Through a facilitated design process with the executive team, we mapped what parents needed to feel, know, and understand at each moment of the tour. That shaped a small group format built around story, rhythm, and clarity. We designed the flow, refined the narrative, and tied it into the language of the new website and the upcoming prospectus as we went. Digistorm Funnel picked up the essential communication automatically, which freed the staff to focus on the experience itself. Then the school launched its first small group tour, with a mix of anticipation and uncertainty. After years of personal tours, this was a significant operational shift.

The response was immediate. The tour booked out within a couple of weeks. The Principal and Deputy connected with prospective families in a way their schedules don’t usually allow, and stayed an extra hour after the session enjoying the conversation.
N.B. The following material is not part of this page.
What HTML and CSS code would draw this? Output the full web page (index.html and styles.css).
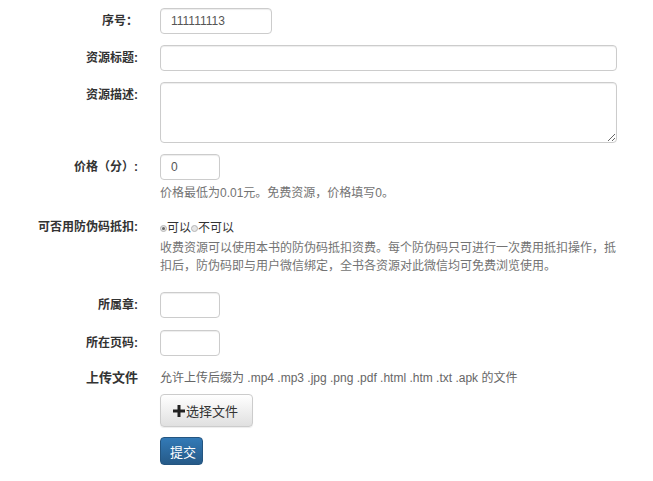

One family decided to start straight away rather than wait for the new school year. The need-to-know communication ran automatically, so the admin load dropped compared to a standard one-to-one tour. And every moment of the tour lined up with the story on the website and in the prospectus.

The fear going in was that a shared structure would make the tours feel less personal. It did the opposite. Designing the tour around what parents need to feel, know, and understand made every visit more intentional, and gave each family a clearer sense of what came next.

What it gave the school

01

The first small group tour booked out within a couple of weeks.

02

One family chose to start straight away rather than wait for the new school year.

03

Logistics ran automatically through Digistorm Funnel, dramatically reducing the admin work of one-to-one tours.